More reasonable was the commission’s vote in December proposing a 13-member town council to replace Town Meeting, which has 240 members. The plan for that smaller council called for one member elected in each of the town’s 10 precincts, and three elected townwide.

The shift to recommending a 60-member council occurred April 6 after two members of the Charter Commission, Meg Gage and Nick Grabbe, brought forward a “middle-ground” proposal seeking to appeal both to proponents and opponents of doing away with Town Meeting. However, we believe it is simply a repackaging of the current Town Meeting, which has been criticized for acting too independently from the rest of Amherst’s government, most recently in blocking the elementary school project.

The proposal was panned Tuesday night at a session held by the Charter Commission to hear from the public. Residents used words like “grotesque” and “folly” to describe a council with 60 seats, which would bring so many voices to regular meetings that chaos and gridlock would be a likely result. Several residents said they want to elect one councilor who they can hold accountable for representing their precinct.

Many people said voters should instead be given a clear choice between retaining the current form of government — which includes a town manager appointed by the five-member Select Board — and making a clean break to an elected mayor and a reasonably sized council.

We agree that attempting to compromise only dilutes the desired changes: a streamlined legislative body that meets frequently throughout the year, with the ability to advance its own agenda through resolutions or ordinances proposed by councilors and voted on after informed debate.

By contrast, representative Town Meeting does not act as a true legislature because it can only approve or defeat measures placed on its warrant, but cannot change them, and its members do not propose legislation. Finance Committee member Bernie Kubiak has described Town Meeting as “240 people who essentially govern anonymously.”

Ray La Raja, a professor of political science at the University of Massachusetts who previously served as a Town Meeting member, contends in a letter to the Charter Commission: “Replacing a large Town Meeting with a large Town Council will not solve the structural challenges a large representative assembly poses.
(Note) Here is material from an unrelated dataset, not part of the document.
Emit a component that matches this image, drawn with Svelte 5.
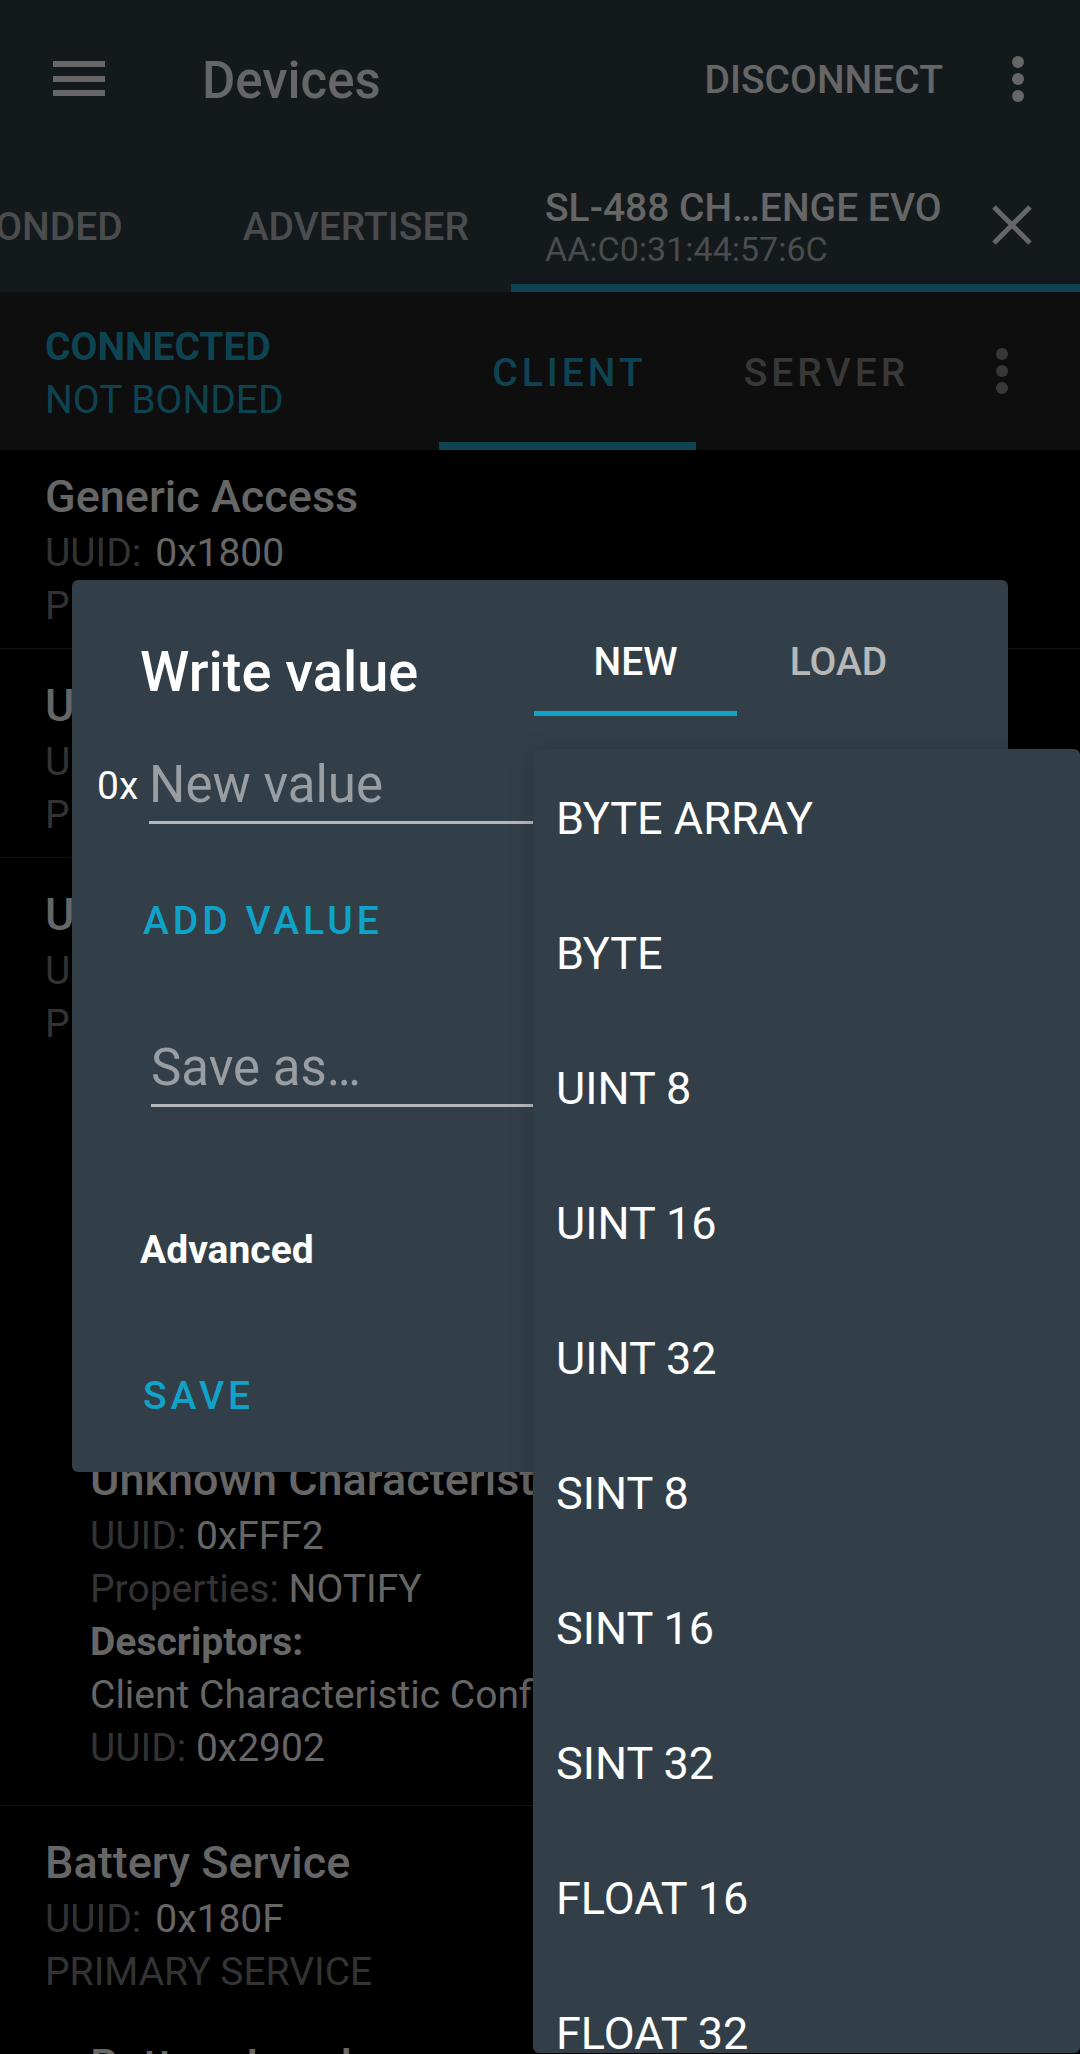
<script>
  const formats = [
    'BYTE ARRAY', 'BYTE', 'UINT 8', 'UINT 16', 'UINT 32',
    'SINT 8', 'SINT 16', 'SINT 32', 'FLOAT 16', 'FLOAT 32'
  ];

  const descriptor = { name: 'Client Characteristic Configuration', uuid: '0x2902' };

  const services = [
    { name: 'Generic Access', uuid: '0x1800', characteristics: [] },
    { name: 'Unknown Service', uuid: '0x1801', characteristics: [] },
    {
      name: 'Unknown Service',
      uuid: '0xFFF0',
      characteristics: [
        { name: 'Unknown Characteristic', uuid: '0xFFF1', properties: 'WRITE', descriptor },
        { name: 'Unknown Characteristic', uuid: '0xFFF2', properties: 'NOTIFY', descriptor }
      ]
    },
    {
      name: 'Battery Service',
      uuid: '0x180F',
      characteristics: [
        { name: 'Battery Level', uuid: '0x2A19', properties: 'READ', descriptor }
      ]
    }
  ];

  let newValue = $state('');
  let presetName = $state('');
</script>

{#snippet dots()}
  <svg class="dots" viewBox="0 0 12 48" aria-hidden="true">
    <circle cx="6" cy="7" r="6" />
    <circle cx="6" cy="24" r="6" />
    <circle cx="6" cy="41" r="6" />
  </svg>
{/snippet}

<div class="screen">
  <header>
    <div class="appbar">
      <button class="menu-button" aria-label="Open navigation">
        <svg viewBox="0 0 52 36" aria-hidden="true">
          <path d="M0 0h52v6H0zM0 15h52v6H0zM0 29h52v6H0z" />
        </svg>
      </button>
      <h1>Devices</h1>
      <button class="disconnect">DISCONNECT</button>
      <button class="more" aria-label="More options">{@render dots()}</button>
    </div>
    <nav class="tabs">
      <button class="tab">BONDED</button>
      <button class="tab">ADVERTISER</button>
      <div class="device-tab">
        <button class="device">
          <span class="device-name">SL-488 CH…ENGE EVO</span>
          <span class="device-address">AA:C0:31:44:57:6C</span>
        </button>
        <button class="close" aria-label="Close tab">
          <svg viewBox="0 0 40 40" aria-hidden="true"><path d="M2 2l36 36M38 2L2 38" /></svg>
        </button>
      </div>
    </nav>
  </header>

  <section class="statusbar">
    <div class="status">
      <strong>CONNECTED</strong>
      <span>NOT BONDED</span>
    </div>
    <button class="role active">CLIENT</button>
    <button class="role">SERVER</button>
    <button class="more small" aria-label="Connection options">{@render dots()}</button>
  </section>

  <main>
    <div class="services">
      {#each services as service}
        <article class="service">
          <h2>{service.name}</h2>
          <p class="uuid"><span class="dim">UUID:</span><span>{service.uuid}</span></p>
          <p class="dim">PRIMARY SERVICE</p>
          {#each service.characteristics as item}
            <div class="characteristic">
              <h3>{item.name}</h3>
              <p><span class="dim">UUID:</span> {item.uuid}</p>
              <p><span class="dim">Properties:</span> {item.properties}</p>
              <p><strong>Descriptors:</strong></p>
              <p>{item.descriptor.name}</p>
              <p><span class="dim">UUID:</span> {item.descriptor.uuid}</p>
            </div>
          {/each}
        </article>
      {/each}
    </div>
  </main>

  <div class="overlay">
    <form class="dialog" aria-labelledby="dialog-title" onsubmit={(e) => e.preventDefault()}>
      <div class="dialog-head">
        <h2 id="dialog-title">Write value</h2>
        <button type="button" class="dialog-tab active">NEW</button>
        <button type="button" class="dialog-tab">LOAD</button>
      </div>
      <div class="value-row">
        <label for="value">0x</label>
        <input id="value" type="text" placeholder="New value" bind:value={newValue} />
      </div>
      <button type="button" class="action">ADD VALUE</button>
      <input class="preset" type="text" aria-label="Save as" placeholder="Save as…" bind:value={presetName} />
      <button type="button" class="advanced">Advanced</button>
      <button type="submit" class="action">SAVE</button>
    </form>
    <ul class="formats">
      {#each formats as format}
        <li><button>{format}</button></li>
      {/each}
    </ul>
  </div>
</div>

<style>
  :global(body) {
    background: #000;
  }
  .screen {
    position: relative;
    display: flex;
    flex-direction: column;
    height: 100vh;
    overflow: hidden;
    background: #000;
    color: #666;
    font-family: Roboto, sans-serif;
    font-size: 39px;
    line-height: 53px;
  }
  h1, h2, h3, p, ul {
    margin: 0;
    padding: 0;
  }
  button {
    margin: 0;
    padding: 0;
    border: 0;
    background: none;
    color: inherit;
    font: inherit;
    text-align: left;
    white-space: nowrap;
  }
  svg {
    display: block;
    fill: currentColor;
  }
  header {
    flex: none;
    background: #14191c;
  }
  .appbar {
    display: flex;
    align-items: center;
    height: 157px;
    padding: 0 56px 0 53px;
  }
  .menu-button svg {
    width: 52px;
    height: 36px;
  }
  h1 {
    flex: 1;
    margin-left: 97px;
    padding-top: 4px;
    font-size: 51px;
    line-height: 60px;
    font-weight: 500;
  }
  .disconnect {
    margin-right: 69px;
    padding-top: 4px;
    font-weight: 500;
  }
  .dots {
    width: 12px;
    height: 48px;
  }
  .tabs {
    display: flex;
    justify-content: flex-end;
    height: 135px;
    overflow: hidden;
  }
  .tab {
    flex: none;
    padding: 6px 42px 0 78px;
    color: #4a4c4e;
    font-weight: 500;
  }
  .device-tab {
    flex: none;
    display: flex;
    align-items: center;
    justify-content: space-between;
    box-sizing: border-box;
    width: 569px;
    padding: 0 48px 0 34px;
    box-shadow: inset 0 -8px #0e4352;
  }
  .device {
    display: flex;
    flex-direction: column;
    padding-top: 4px;
  }
  .device-name {
    font-weight: 500;
    line-height: 44px;
  }
  .device-address {
    color: #4a4c4e;
    font-size: 34px;
    line-height: 38px;
  }
  .close svg {
    width: 40px;
    height: 40px;
    stroke: currentColor;
    stroke-width: 5;
  }
  .statusbar {
    flex: none;
    display: flex;
    height: 158px;
    background: #0e0e0e;
    padding-right: 30px;
  }
  .status {
    flex: 1;
    display: flex;
    flex-direction: column;
    justify-content: center;
    padding: 6px 0 0 45px;
    color: #0e4352;
  }
  .role {
    width: 257px;
    padding: 4px 0 0 4px;
    color: #383838;
    font-weight: 500;
    letter-spacing: 4px;
    text-align: center;
  }
  .role.active {
    color: #0e4352;
    box-shadow: inset 0 -8px #0e4352;
  }
  .small {
    display: grid;
    place-items: center;
    width: 97px;
    color: #383838;
  }
  main {
    flex: 1;
    min-height: 0;
    overflow: hidden;
  }
  .services {
    margin-top: -10px;
  }
  .service {
    padding: 26px 45px 15px;
    border-bottom: 1px solid #141414;
  }
  .service:has(.characteristic) {
    padding-bottom: 30px;
  }
  .service h2, .service h3 {
    font-size: 45px;
    line-height: 61px;
    font-weight: 500;
  }
  .uuid {
    display: flex;
    gap: 14px;
  }
  .dim {
    color: #333;
  }
  .characteristic {
    padding: 36px 0 0 45px;
  }
  .overlay {
    position: absolute;
    inset: 0;
    display: flex;
    align-items: center;
    padding: 0 72px 2px;
  }
  .dialog {
    flex: 1;
    display: flex;
    flex-direction: column;
    align-items: flex-start;
    box-sizing: border-box;
    padding: 26px 68px 49px;
    border-radius: 6px;
    background: #333f48;
    color: #fff;
  }
  .dialog-head {
    display: flex;
    align-items: flex-end;
    align-self: stretch;
  }
  .dialog-head h2 {
    flex: 1;
    padding-bottom: 11px;
    font-size: 56px;
    line-height: 66px;
    font-weight: 500;
  }
  .dialog-tab {
    width: 203px;
    height: 110px;
    padding-top: 2px;
    color: #b8b8b8;
    font-weight: 500;
    text-align: center;
  }
  .dialog-tab.active {
    color: #fff;
    box-shadow: inset 0 -5px #10a3c9;
  }
  .value-row {
    display: flex;
    align-items: flex-end;
    align-self: stretch;
    margin: 38px 0 71px -43px;
  }
  .value-row label {
    width: 52px;
    padding-bottom: 11px;
  }
  input {
    flex: 1;
    box-sizing: border-box;
    height: 70px;
    padding: 0 0 7px;
    border: 0;
    border-bottom: 3px solid #b6b9bc;
    border-radius: 0;
    outline: 0;
    background: none;
    color: #fff;
    font: inherit;
    font-size: 51px;
    line-height: 60px;
  }
  input::placeholder {
    color: #999ea3;
    opacity: 1;
  }
  .action {
    padding-left: 3px;
    color: #10a3c9;
    font-weight: 500;
    letter-spacing: 4px;
  }
  .preset {
    flex: none;
    align-self: stretch;
    margin: 89px 0 117px 11px;
  }
  .advanced {
    margin-bottom: 93px;
    font-weight: 700;
  }
  .formats {
    position: absolute;
    top: 749px;
    right: 0;
    bottom: 1px;
    width: 547px;
    overflow: hidden;
    border-radius: 6px;
    background: #333f48;
    box-shadow: 0 4px 24px rgba(0, 0, 0, 0.2);
    color: #fff;
    list-style: none;
  }
  .formats button {
    display: block;
    width: 100%;
    height: 135px;
    padding: 5px 23px 0;
    font-size: 45px;
    line-height: 54px;
  }
</style>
Having a large Town Council will provide relative anonymity for its members, with the result that most residents will not know who represents them and who to hold accountable for political decisions — just like Town Meeting.”

A 60-member council is unprecedented in the state and nation. In Massachusetts, Newton has the largest council with 24 members. The Boston City Council has 13 members, and those in Northampton and Easthampton each have nine seats. New York City has the largest council in the country, with 51 members .
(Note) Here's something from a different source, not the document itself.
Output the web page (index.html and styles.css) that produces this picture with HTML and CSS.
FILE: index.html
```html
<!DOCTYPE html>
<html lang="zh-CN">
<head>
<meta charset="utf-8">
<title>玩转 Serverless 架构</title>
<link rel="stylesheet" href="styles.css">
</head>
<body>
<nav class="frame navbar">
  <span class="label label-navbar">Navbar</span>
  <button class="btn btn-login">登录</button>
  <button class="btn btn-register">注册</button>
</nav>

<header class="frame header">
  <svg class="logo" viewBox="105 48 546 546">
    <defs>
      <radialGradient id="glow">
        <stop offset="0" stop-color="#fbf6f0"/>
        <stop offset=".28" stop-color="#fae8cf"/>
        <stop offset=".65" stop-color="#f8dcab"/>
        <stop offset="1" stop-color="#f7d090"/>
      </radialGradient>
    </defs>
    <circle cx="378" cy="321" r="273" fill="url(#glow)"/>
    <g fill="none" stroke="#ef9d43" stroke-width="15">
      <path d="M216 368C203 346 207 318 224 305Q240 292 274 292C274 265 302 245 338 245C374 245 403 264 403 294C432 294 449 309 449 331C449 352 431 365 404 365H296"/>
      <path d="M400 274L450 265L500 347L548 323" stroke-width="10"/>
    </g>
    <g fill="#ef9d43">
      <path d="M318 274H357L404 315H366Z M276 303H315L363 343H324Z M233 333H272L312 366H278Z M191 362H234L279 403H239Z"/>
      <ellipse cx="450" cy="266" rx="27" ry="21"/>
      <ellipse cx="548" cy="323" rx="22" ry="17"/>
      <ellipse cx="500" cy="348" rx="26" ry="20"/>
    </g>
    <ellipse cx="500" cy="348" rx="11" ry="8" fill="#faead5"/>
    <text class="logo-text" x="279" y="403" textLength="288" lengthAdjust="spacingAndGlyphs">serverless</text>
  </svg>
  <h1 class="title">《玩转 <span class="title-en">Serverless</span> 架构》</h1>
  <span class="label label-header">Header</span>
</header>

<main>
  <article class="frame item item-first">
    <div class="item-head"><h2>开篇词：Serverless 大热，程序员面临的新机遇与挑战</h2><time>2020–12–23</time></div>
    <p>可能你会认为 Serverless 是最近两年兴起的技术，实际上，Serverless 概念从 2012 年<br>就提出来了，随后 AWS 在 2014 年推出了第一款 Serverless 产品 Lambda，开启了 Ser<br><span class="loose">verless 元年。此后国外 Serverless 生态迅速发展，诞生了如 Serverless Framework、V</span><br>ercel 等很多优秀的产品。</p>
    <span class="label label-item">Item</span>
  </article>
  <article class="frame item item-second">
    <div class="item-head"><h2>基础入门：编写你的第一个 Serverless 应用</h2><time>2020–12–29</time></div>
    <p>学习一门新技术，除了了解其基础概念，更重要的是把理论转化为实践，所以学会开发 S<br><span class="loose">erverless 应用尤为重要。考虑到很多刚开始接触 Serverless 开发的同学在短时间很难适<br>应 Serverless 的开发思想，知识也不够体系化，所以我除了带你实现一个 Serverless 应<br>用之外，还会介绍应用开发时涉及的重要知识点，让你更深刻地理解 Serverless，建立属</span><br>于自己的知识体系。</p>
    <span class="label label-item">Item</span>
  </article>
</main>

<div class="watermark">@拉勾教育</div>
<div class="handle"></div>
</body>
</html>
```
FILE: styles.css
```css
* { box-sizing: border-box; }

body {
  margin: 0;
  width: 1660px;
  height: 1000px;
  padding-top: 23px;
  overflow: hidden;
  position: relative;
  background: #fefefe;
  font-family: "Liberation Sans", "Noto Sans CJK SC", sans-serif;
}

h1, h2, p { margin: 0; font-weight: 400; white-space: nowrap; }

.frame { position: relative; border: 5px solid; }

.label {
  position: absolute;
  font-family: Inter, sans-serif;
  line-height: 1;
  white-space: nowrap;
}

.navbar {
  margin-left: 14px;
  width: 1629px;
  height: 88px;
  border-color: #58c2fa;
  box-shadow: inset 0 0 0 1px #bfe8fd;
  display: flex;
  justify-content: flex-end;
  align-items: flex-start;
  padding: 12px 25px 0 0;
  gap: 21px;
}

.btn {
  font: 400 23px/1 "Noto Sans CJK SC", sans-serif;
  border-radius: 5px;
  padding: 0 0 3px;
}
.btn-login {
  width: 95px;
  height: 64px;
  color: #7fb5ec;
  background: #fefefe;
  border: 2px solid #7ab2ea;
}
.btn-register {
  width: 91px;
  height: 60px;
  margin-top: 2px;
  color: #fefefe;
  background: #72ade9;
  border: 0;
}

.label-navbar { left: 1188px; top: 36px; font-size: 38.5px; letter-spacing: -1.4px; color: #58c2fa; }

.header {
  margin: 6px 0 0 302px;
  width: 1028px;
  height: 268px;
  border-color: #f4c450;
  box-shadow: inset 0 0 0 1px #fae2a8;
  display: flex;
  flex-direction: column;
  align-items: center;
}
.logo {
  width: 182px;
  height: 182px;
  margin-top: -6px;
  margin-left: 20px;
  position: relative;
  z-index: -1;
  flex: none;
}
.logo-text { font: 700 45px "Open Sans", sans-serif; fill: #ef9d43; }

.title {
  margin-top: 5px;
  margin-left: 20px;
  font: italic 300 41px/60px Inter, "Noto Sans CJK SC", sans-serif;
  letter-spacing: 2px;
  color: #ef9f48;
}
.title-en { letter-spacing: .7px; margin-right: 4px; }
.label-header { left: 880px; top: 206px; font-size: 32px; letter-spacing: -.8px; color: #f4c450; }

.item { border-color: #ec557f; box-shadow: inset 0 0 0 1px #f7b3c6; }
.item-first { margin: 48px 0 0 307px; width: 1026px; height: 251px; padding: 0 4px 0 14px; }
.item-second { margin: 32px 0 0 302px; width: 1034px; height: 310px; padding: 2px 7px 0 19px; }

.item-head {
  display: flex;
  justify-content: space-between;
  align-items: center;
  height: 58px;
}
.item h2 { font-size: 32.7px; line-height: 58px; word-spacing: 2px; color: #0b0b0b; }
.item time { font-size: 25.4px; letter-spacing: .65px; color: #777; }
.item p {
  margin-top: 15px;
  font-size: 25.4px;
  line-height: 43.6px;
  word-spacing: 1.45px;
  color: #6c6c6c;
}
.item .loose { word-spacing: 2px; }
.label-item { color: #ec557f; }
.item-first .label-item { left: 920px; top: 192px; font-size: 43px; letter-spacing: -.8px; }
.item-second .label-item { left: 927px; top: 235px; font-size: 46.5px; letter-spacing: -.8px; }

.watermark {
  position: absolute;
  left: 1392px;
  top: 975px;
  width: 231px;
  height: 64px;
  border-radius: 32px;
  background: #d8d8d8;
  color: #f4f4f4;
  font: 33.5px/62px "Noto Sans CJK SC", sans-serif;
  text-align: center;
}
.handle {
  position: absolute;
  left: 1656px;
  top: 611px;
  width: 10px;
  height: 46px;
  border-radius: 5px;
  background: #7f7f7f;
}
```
Charter Commission members who backed the 60-member council in Amherst say they expect most of its work would be done by subcommittees. But that would increase the number of meetings requiring support from professional staff, likely increasing expenses for the town — and a government apparatus too complex for most residents to follow.

We support Amherst doing away with the representative Town Meeting form of government that it adopted in 1954. An elected mayor with an appointed chief administrative officer makes sense as the executives in charge of leading policy development.

But we strongly urge the Charter Commission to reconsider the size of the town council it will recommend in a draft report expected in July, leading to its final proposal that is due by Sept. 29. Amherst should consider Greenfield, which adopted a new charter in 2002, as a model. It changed from a five-member Select Board, 27-member Town Council and town manager to a mayor and 13-member council.

In this case, smaller is better for Amherst and will give the town a streamlined, more efficient government.